Facebook ads used to cost much more, often as high as $2.00+ per action, now reduced by percentages in the thousands. Moreover, Facebook Ads makes it’s easy to build retargeting lists of users who viewed videos for various lengths. Called video view engagement retargeting lists, marketers can tap this hot feature to organize their next-round Facebook ad targets. Twitter and YouTube videos can cost in the $.09-$.13 cent range, also astonishing values. YouTube Ads also has video view retargeting (remarketing) lists features. Costs in all three channels are fluid, contingent on factors such as competition and targeting data sources.

The Brand Search Phenomena

Brand search is the holy grail, usually the easiest targeting data for marketers to exploit. Brand campaigns are often the cheapest with the highest conversion rate. For years we’ve observed social advertising at scale causing brand search in many cases.

How many compelling branding impressions does it take until a targeted social user Googles your company’s brand keywords? In reality, it’s very difficult to say. The term “compelling” is a relative concept, contingent on many human, environmental and product variables, not the least of which is quality-of-brand. Saturation is also a relative term. For example, use a respectful social video to let users suffering a rare illness know you’ve found a cure for their particular ailment. With such powerful information, there’s a great chance the brand etched into their soul in that one-touch. Reciprocally, a boring social video promoting a bland product with no differentiation from a dozen similar products may not generate any brand searches after numerous impressions.

That said, few marketers will disagree that sustained and effective brand saturation campaigns, subway billboard to Twitter video, will lift performance marketing KPIs and increase brand keyword search frequency.

Blended KPIs

There are multiple ways to evaluate results from social video PREtargeting, cost per: views at various lengths, other engagements, attributable conversion, website clicks (to your site or landing page) and/or brand search lift. It’s fascinating to realize the entire campaign media spend can be measured for any single metric.  A $3,000 spend could be expressed as:

  • 75,000 total video views at $.04, targeting 10,134 users with 7.4X frequency
  • 45,013 three-second video views at $.03; 10,035 five-second video views at $.07; & 7,893 eight-second video views at $.12
  • 1,339 website clicks at $2.24/click
  • 44 conversions at a cost of $68.19
  • 94,000 total engagements (comments, likes, follows, etc.) at ~$.031
  • 1,960 new brand keyword searches generated within one month, resulting in +1474 month-over-month organic search website conversions with a profit of ~ $6,439
  • Within two months of $3,000/month branding, PPC performance marketing conversion lift is 1.2% in the geo, lowering CPA for 3,486 conversions from $21.33 to $19.55, at a savings of $6,205.08.
  • 37 confirmed foot-traffic visitors to a mall jewelry store in the geo, 16 purchases of a ruby heart pendent with gross revenue of $7,936 and an average lifetime value of new customers of $1,468 for $23,488 total impact
  • Assuming the targeting was for 10,134 existing customers 14 days before a “resubscribe” email blast, a 1.8% email re-conversion rate lift from a monthly average of 7,455 to 7,589 subscriptions, for a gain of 134 total users at $1,100 per year, totaling ~$147,400

So, which metric(s) should a marketer track? The answer is YES. As disconnected as that answer seems to the question, such is the pathology of blended KPIs. The myopic marketer is prone to knee-jerk reject social PREtargeting tactics based on initial weak single-touch conversions, expensive website clicks or any slice not directly related to immediate revenue.
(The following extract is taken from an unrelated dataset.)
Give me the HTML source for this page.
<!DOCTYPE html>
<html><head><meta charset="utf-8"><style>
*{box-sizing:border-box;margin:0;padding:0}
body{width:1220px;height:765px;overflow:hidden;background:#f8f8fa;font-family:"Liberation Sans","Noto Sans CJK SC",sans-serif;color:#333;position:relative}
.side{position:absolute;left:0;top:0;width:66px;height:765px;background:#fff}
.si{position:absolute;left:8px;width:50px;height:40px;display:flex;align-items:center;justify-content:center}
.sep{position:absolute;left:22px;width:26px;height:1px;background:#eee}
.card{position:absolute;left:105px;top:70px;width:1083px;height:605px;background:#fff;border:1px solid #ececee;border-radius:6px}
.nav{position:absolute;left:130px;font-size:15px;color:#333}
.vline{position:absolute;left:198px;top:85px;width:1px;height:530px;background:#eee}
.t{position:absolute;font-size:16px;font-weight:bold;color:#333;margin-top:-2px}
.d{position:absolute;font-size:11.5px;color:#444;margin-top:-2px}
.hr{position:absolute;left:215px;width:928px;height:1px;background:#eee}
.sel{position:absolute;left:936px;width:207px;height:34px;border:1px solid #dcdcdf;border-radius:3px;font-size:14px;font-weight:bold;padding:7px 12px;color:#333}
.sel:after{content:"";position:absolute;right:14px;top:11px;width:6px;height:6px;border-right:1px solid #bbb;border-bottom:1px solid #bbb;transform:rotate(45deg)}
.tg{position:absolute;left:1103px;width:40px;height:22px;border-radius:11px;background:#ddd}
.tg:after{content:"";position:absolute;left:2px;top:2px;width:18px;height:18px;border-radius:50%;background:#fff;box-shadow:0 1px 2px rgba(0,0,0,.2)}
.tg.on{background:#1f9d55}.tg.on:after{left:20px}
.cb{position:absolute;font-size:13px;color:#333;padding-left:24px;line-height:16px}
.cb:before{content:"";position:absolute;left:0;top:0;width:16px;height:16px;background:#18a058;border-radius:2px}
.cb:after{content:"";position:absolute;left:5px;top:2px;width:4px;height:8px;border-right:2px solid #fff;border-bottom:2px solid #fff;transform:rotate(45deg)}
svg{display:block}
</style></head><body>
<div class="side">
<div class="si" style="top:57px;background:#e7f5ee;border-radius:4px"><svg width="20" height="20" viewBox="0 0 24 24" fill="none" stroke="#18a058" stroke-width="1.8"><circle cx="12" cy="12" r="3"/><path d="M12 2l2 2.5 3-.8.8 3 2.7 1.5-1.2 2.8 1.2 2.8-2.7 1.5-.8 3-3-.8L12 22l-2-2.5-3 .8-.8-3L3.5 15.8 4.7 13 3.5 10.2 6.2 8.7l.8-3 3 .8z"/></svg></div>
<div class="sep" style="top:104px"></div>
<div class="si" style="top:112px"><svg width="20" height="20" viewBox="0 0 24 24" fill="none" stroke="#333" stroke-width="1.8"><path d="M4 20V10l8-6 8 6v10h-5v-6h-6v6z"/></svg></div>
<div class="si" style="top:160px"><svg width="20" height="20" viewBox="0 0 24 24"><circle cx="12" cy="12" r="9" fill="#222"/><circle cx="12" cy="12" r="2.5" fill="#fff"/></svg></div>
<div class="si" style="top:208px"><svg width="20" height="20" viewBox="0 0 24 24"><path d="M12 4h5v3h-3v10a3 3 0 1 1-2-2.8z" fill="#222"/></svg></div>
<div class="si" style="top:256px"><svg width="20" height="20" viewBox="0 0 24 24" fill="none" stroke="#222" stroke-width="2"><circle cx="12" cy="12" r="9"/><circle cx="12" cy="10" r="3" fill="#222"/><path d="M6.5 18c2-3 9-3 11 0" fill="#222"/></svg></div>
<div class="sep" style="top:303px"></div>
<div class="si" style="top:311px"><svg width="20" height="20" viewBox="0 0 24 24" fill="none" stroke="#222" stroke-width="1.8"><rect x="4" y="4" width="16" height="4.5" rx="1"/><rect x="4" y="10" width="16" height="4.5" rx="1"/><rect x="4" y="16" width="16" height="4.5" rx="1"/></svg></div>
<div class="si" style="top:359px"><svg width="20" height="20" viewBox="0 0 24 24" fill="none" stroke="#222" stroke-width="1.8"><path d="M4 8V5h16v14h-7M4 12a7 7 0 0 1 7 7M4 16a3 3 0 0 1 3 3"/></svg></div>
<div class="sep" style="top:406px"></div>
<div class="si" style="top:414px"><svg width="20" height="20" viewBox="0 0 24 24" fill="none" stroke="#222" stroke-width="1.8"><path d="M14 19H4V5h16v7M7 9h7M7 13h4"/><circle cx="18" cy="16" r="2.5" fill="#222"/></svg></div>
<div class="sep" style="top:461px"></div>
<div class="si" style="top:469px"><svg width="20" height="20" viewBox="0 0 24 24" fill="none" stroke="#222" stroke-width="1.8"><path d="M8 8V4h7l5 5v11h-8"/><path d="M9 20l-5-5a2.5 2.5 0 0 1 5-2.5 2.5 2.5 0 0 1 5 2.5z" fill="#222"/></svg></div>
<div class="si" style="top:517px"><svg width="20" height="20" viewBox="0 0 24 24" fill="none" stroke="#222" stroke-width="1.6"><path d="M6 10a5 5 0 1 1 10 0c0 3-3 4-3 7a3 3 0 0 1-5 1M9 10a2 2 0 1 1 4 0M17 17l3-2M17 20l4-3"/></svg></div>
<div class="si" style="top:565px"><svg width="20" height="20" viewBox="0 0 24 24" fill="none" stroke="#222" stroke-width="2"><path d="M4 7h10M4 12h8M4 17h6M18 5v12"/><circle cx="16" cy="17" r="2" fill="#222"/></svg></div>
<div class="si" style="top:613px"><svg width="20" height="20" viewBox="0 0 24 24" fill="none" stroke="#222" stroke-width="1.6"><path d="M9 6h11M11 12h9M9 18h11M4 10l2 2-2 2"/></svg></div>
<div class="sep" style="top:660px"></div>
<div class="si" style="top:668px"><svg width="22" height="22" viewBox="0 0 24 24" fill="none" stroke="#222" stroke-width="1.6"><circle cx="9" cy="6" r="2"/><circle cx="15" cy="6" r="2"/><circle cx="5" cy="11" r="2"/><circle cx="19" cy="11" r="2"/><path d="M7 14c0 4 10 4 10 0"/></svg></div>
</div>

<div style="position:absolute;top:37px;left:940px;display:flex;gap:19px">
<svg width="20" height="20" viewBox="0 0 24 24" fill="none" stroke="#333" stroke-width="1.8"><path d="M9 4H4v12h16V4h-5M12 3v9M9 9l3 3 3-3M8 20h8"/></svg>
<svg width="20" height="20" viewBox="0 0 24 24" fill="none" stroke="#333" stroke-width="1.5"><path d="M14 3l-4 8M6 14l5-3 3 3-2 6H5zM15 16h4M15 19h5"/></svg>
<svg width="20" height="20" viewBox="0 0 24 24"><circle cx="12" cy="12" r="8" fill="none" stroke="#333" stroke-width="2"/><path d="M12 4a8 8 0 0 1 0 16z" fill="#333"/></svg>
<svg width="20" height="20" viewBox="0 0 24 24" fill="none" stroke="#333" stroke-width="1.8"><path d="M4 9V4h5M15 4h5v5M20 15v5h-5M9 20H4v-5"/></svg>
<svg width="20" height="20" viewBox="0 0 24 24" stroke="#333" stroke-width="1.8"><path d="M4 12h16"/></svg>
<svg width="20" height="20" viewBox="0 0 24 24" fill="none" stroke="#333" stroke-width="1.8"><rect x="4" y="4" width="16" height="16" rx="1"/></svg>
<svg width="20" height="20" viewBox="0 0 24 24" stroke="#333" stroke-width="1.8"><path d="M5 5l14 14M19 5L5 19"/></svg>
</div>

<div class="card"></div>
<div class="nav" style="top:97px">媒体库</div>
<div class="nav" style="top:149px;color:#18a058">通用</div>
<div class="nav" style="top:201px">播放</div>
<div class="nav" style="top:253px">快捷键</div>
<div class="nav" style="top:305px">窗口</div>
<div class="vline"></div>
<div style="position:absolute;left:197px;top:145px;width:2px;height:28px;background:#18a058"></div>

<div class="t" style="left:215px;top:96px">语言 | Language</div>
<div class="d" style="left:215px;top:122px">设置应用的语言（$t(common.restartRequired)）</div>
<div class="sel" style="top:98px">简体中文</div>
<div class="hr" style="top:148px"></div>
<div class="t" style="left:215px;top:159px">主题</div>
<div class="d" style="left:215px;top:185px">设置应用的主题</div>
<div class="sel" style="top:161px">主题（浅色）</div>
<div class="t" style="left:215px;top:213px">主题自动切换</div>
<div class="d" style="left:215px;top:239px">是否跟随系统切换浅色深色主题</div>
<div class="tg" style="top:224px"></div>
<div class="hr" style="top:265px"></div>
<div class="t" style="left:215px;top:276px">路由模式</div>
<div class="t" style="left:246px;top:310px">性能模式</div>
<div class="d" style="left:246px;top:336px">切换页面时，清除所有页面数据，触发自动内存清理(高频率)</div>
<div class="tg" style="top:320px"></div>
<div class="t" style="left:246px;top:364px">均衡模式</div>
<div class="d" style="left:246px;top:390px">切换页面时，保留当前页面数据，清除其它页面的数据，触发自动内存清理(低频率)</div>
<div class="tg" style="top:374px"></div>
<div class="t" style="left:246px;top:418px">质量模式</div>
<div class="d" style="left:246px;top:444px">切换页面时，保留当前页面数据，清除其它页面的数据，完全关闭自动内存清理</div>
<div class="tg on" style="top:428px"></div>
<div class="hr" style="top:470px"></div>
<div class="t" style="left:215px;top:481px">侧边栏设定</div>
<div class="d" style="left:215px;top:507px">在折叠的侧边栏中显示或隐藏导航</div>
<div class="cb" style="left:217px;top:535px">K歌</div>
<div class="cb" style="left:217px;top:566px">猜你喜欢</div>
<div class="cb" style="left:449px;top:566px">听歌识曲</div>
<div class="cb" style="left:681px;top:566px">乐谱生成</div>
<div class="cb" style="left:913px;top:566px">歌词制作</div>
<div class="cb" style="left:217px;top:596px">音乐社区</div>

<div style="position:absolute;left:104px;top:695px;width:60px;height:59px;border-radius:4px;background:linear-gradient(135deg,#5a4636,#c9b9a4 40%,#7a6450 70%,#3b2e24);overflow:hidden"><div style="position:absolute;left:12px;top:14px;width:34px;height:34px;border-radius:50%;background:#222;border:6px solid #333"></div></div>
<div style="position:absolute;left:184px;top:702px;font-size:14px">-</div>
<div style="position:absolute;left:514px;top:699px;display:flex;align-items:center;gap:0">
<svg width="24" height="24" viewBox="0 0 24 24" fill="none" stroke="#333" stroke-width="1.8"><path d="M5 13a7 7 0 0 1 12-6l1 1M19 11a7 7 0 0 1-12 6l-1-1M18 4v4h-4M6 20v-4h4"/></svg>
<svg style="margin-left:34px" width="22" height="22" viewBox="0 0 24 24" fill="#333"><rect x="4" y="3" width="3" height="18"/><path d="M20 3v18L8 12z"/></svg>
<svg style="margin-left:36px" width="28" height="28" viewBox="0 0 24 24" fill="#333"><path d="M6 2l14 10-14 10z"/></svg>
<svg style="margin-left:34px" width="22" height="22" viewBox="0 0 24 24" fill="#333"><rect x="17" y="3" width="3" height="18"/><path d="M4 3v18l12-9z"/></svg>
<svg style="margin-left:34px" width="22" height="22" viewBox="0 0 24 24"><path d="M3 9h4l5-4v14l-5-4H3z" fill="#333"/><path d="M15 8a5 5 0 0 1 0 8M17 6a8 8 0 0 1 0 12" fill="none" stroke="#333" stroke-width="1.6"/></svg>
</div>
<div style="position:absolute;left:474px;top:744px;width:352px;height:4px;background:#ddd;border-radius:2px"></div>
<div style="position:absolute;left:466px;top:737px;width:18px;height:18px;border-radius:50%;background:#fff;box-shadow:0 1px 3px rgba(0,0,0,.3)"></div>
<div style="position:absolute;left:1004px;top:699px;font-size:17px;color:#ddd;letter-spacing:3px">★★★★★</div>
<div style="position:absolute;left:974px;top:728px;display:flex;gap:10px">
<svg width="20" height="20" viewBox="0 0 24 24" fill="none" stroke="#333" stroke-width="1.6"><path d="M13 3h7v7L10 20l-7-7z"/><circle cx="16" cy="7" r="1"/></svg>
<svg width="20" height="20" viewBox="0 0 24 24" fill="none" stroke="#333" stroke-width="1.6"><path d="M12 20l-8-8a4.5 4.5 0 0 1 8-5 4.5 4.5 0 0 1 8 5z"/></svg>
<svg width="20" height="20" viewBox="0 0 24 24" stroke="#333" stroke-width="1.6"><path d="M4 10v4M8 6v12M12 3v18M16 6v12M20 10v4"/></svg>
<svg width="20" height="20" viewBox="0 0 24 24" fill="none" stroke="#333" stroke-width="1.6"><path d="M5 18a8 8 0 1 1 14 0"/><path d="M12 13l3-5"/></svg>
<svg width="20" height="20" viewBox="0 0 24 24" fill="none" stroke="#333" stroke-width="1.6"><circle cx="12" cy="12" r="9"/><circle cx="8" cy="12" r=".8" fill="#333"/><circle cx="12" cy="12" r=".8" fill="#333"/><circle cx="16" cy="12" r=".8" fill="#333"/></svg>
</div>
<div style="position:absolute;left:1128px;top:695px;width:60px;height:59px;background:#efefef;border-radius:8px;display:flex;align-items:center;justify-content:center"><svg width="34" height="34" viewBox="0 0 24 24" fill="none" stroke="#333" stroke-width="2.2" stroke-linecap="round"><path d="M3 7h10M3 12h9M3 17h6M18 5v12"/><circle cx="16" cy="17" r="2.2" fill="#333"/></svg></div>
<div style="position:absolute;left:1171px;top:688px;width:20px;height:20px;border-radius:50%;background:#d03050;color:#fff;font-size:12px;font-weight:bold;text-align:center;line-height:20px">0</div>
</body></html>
The savvy marketer, on the other hand, understands our industry finally has empirical justification for branding efforts, defensible on multiple, indisputable levels. We’ve always known branding works, by feel or lower-tech conversion tracking. Now we know for sure.

Own the TV Station

Ironically, social video branding capabilities are not new. Years ago, Larry Kim and I independently evangelized use of first-touch YouTube video as an inexpensive method to initiate path-to-purchase attributable conversion. Our AIMCLEAR team was pushing back on escalating Google AdWords inflation and thinking, why buy $7.67 keywords first? Instead, we suggested cheap branding via YouTube videos, building a viewed-video remarketing list and running expensive paid search RLSA keyword campaigns ONLY to users on the list. Because our PREtargeted videos already indoctrinated audiences, these programs were more efficient.

Different today is the ability to integrate multiple channels, measure (including offline) and universally lower costs. New hybrid ad units which result in more website clicks, cool engagement retargeting lists, auto play videos, and even greater social video consumption. Marketers can essentially own their own television stations and “broadcast” via social channels with incredible targeting. The geo can be a physical radius near a store and/or explicit psychographic targeting.
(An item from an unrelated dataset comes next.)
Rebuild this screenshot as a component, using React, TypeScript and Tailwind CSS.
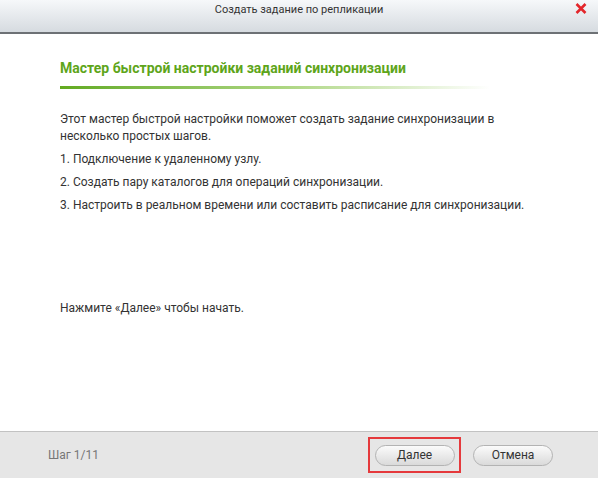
import React from 'react';

const steps = [
    '1. Подключение к удаленному узлу.',
    '2. Создать пару каталогов для операций синхронизации.',
    '3. Настроить в реальном времени или составить расписание для синхронизации.',
];

const CloseIcon = () => (
    <svg width="12" height="11" viewBox="0 0 12 11">
        <path d="M1.5 1 L10.5 10 M10.5 1 L1.5 10" stroke="#e3262b" strokeWidth="2.6" strokeLinecap="butt" />
    </svg>
);

export default function App() {
    return (
        <div className="w-[598px] h-[478px] flex flex-col bg-white text-[#333] font-['Roboto','Liberation_Sans',sans-serif]">
            {/* title bar */}
            <div className="h-[34px] shrink-0 relative flex justify-center pt-[2px] border-b-2 border-[#6d7175] bg-gradient-to-b from-[#f6f8fa] to-[#d6dbe0]">
                <span className="text-[11px] leading-[16px] text-[#333]">Создать задание по репликации</span>
                <button className="absolute right-[10px] top-[2px] p-[1px]" title="Закрыть">
                    <CloseIcon />
                </button>
            </div>

            {/* content */}
            <div className="flex-1 pl-[60px] pr-[30px] pt-[24px]">
                <h2 className="text-[14px] leading-[20px] font-bold text-[#5ea51a]">
                    Мастер быстрой настройки заданий синхронизации
                </h2>
                <div className="mt-[8px] w-[430px] h-[3px] bg-gradient-to-r from-[#62aa1e] via-[#a9d47c] to-transparent" />

                <div className="mt-[22px] text-[12px] leading-[17px] text-[#333]">
                    <p className="w-[448px]">
                        Этот мастер быстрой настройки поможет создать задание синхронизации в несколько простых шагов.
                    </p>
                    {steps.map(step => (
                        <p key={step} className="mt-[6px]">{step}</p>
                    ))}
                    <p className="mt-[86px]">Нажмите «Далее» чтобы начать.</p>
                </div>
            </div>

            {/* footer */}
            <div className="h-[47px] shrink-0 flex items-center border-t border-[#c2c2c2] bg-[#e6e6e6] pl-[48px] pr-[45px]">
                <span className="text-[12px] text-[#777]">Шаг 1/11</span>
                <div className="ml-auto w-[93px] h-[36px] flex items-center justify-center border-2 border-[#e5393c]">
                    <button className="w-[80px] h-[21px] rounded-full border border-[#b3b3b3] bg-gradient-to-b from-[#fbfbfb] to-[#dadada] text-[12px] leading-[19px] text-[#333]">
                        Далее
                    </button>
                </div>
                <button className="ml-[12px] w-[80px] h-[21px] rounded-full border border-[#b3b3b3] bg-gradient-to-b from-[#fbfbfb] to-[#dadada] text-[12px] leading-[19px] text-[#333]">
                    Отмена
                </button>
            </div>
        </div>
    );
}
It’s hard for this marketer to believe, after all these years of unrelenting performance marketing standards, that branding is the secret sauce. I used to preach that branding is for marketers who can’t sell with one-touch! However, the game has changed and what’s old is new again, back to the future.

Test softening your conversion target with inexpensive social video impressions and engagement retargeting lists. The caveats are that the video and targeting better be superlative. Aim to elicit a powerful response in the first 2 seconds of auto-play with no sound.

Play the long game by building quantifiable awareness of your great brand. Few marketing concepts succeed as much as brand recognition. Make your brand famous to psychographic target markets and watch revenue roll in.